2010-02-07 Thread Mark Hammond

Hi Dirkjan,

On 8/02/2010 8:35 AM, Dirkjan Ochtman wrote:
...


In fact, a few weeks ago I talked to Brett and we figured that we
should probably pin down a deadline. We discussed aiming at May 1, and
at this time I think that should be feasible. That also seems to
coincide with the release of 2.7b2, though, so maybe we need to do it
one week later (or sooner?). Anyway, we figured that a weekend would
probably be a good time.
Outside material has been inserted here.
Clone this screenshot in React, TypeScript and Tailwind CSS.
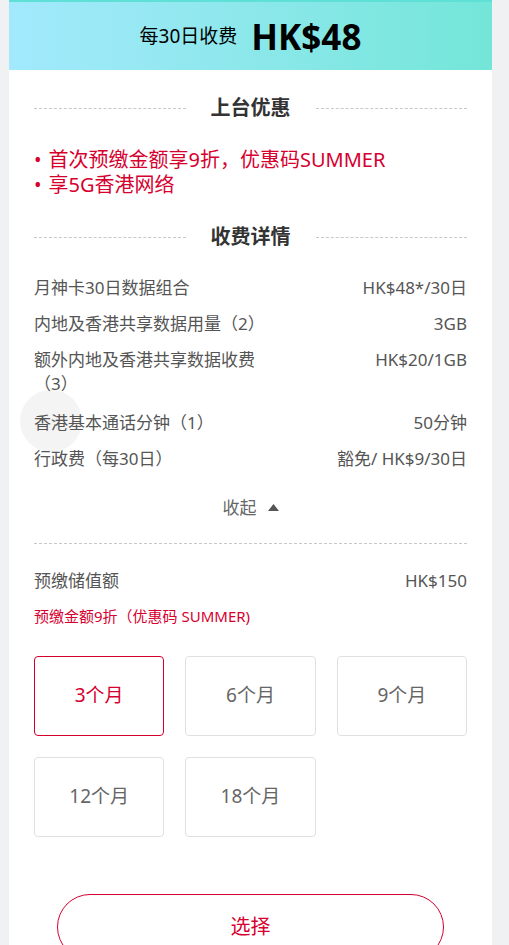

If we manage to find a good date, I'll put it
in the PEP.


Isn't setting a date premature while outstanding issues remain without a 
timetable for their resolution?



As for the current state of The Dreaded EOL Issue, there is an
extension which seems to be provide all the needed features, but it
appears there are some nasty corner cases still to be fixed. Martin
Geisler has been working on it over the sprint, but I think there's
more work to be done here. Anyone who wants to jump in would be quite
welcome (maybe Martin will clarify here what exactly the remaining
issues are).


See http://mercurial.selenic.com/wiki/EOLTranslationPlan#TODO - of 
particular note:


* There are transient errors in the tests which Martin is yet to 
identify.  These tests do not require windows to reproduce or fix.


* The mercurial tests do not run on Windows.

Given the above, most sane Windows developers would hold off on live 
testing of the extension until at least the first issue is resolved - 
but the second issue makes it very difficult for them to help resolve that.